__Exercise requirements__:
State how many lines contain the string "this", and write nothing else.

__Record extracts__:
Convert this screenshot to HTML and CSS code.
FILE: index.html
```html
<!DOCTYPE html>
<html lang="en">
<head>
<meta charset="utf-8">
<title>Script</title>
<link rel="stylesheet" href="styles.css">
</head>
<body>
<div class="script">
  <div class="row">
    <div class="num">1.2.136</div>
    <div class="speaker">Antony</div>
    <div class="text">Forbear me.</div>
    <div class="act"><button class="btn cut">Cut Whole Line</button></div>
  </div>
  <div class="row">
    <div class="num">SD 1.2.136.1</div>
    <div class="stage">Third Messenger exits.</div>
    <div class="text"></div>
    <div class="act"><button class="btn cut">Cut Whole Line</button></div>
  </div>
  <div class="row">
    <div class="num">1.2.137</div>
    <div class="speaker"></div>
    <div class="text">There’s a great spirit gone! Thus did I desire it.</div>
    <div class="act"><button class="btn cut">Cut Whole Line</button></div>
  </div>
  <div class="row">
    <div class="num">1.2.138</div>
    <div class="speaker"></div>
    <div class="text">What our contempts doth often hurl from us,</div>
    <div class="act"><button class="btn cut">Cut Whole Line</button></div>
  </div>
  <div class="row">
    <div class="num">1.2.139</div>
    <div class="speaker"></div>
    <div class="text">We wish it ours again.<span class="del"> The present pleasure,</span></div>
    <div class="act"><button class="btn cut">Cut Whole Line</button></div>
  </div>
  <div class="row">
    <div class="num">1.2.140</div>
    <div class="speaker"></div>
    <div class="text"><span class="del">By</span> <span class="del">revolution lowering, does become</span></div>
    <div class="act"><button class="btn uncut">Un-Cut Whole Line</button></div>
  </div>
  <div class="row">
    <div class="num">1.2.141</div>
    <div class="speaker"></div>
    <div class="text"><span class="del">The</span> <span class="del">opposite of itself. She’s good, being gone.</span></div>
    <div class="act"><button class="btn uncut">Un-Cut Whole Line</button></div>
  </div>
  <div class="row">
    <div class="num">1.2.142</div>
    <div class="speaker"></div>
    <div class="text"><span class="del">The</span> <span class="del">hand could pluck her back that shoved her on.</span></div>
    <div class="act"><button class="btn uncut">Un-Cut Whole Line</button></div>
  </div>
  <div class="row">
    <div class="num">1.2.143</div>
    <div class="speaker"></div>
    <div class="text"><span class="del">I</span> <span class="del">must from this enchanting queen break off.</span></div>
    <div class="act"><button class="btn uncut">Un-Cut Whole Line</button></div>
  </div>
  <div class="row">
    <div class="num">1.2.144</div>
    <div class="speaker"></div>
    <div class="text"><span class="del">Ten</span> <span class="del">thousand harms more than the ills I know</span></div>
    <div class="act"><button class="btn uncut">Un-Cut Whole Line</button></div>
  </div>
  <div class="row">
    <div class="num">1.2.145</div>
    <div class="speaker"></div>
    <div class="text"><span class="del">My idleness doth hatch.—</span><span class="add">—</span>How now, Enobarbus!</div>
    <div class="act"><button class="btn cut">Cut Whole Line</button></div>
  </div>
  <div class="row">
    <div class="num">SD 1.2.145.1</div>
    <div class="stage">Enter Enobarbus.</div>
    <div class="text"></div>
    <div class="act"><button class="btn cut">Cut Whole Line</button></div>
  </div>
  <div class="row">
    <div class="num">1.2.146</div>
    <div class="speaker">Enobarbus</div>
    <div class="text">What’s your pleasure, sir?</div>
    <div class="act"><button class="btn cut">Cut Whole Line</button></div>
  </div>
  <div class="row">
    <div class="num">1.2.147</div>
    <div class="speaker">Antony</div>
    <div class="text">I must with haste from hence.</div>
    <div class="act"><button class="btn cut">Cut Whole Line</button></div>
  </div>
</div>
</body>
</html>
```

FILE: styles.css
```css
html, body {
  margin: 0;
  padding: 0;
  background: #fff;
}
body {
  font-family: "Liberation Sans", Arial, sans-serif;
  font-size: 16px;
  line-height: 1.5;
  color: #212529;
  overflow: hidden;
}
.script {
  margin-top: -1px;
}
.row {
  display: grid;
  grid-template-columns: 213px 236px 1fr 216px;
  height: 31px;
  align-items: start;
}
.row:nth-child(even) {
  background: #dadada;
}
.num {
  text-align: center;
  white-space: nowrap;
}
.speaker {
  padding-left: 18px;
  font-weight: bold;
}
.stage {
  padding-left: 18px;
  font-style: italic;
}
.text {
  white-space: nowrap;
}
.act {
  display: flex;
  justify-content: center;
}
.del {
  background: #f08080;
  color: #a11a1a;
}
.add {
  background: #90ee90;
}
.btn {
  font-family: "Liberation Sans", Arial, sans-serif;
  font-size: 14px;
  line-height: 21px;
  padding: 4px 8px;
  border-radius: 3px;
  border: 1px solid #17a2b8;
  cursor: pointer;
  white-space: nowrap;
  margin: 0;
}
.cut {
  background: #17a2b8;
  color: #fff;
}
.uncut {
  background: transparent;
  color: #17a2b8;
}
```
==
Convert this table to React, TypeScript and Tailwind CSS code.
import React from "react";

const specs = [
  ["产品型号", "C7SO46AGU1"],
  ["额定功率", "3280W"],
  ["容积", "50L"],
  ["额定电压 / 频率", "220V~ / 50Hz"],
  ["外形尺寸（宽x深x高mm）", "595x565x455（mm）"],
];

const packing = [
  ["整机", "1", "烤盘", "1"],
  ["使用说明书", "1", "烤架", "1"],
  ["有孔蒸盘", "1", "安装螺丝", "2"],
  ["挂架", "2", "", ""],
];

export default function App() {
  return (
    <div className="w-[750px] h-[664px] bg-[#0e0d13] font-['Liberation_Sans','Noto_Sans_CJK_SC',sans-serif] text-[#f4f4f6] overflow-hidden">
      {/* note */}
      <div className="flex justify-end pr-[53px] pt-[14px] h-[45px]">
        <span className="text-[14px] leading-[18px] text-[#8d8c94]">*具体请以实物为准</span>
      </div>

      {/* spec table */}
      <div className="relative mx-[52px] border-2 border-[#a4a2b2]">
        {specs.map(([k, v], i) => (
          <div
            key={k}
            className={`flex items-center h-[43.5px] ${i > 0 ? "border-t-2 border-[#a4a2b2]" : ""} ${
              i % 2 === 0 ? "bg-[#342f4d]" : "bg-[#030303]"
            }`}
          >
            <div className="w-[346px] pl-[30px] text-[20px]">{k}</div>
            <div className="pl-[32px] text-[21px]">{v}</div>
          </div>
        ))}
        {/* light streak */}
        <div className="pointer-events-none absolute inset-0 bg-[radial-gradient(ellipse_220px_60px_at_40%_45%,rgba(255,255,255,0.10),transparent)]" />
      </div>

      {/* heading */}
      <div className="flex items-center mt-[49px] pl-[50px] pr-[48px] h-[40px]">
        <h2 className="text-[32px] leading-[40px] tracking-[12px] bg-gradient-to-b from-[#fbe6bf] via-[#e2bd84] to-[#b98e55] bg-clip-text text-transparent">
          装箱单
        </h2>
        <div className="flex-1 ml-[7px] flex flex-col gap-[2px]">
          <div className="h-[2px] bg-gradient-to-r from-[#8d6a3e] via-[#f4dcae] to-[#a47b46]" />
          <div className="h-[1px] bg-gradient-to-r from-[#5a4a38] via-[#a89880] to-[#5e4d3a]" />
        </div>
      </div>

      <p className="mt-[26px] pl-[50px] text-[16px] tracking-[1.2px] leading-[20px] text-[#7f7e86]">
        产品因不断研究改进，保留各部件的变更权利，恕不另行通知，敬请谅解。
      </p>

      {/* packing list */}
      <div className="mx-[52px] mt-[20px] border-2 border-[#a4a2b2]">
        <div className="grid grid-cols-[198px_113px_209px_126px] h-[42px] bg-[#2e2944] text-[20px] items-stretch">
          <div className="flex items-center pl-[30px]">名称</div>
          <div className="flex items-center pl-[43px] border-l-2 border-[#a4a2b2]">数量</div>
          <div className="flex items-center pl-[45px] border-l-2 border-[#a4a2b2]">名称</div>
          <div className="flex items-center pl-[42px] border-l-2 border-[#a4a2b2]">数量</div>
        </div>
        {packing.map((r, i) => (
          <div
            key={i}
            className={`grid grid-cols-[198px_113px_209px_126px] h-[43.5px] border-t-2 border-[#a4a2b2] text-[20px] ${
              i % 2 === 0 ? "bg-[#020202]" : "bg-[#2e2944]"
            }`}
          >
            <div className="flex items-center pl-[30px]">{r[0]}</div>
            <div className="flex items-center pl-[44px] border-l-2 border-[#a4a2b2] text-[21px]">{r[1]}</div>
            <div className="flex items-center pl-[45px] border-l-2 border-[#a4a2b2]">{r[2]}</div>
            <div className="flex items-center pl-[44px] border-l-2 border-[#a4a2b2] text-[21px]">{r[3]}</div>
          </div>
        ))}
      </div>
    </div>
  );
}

__Answer to the problem__:
3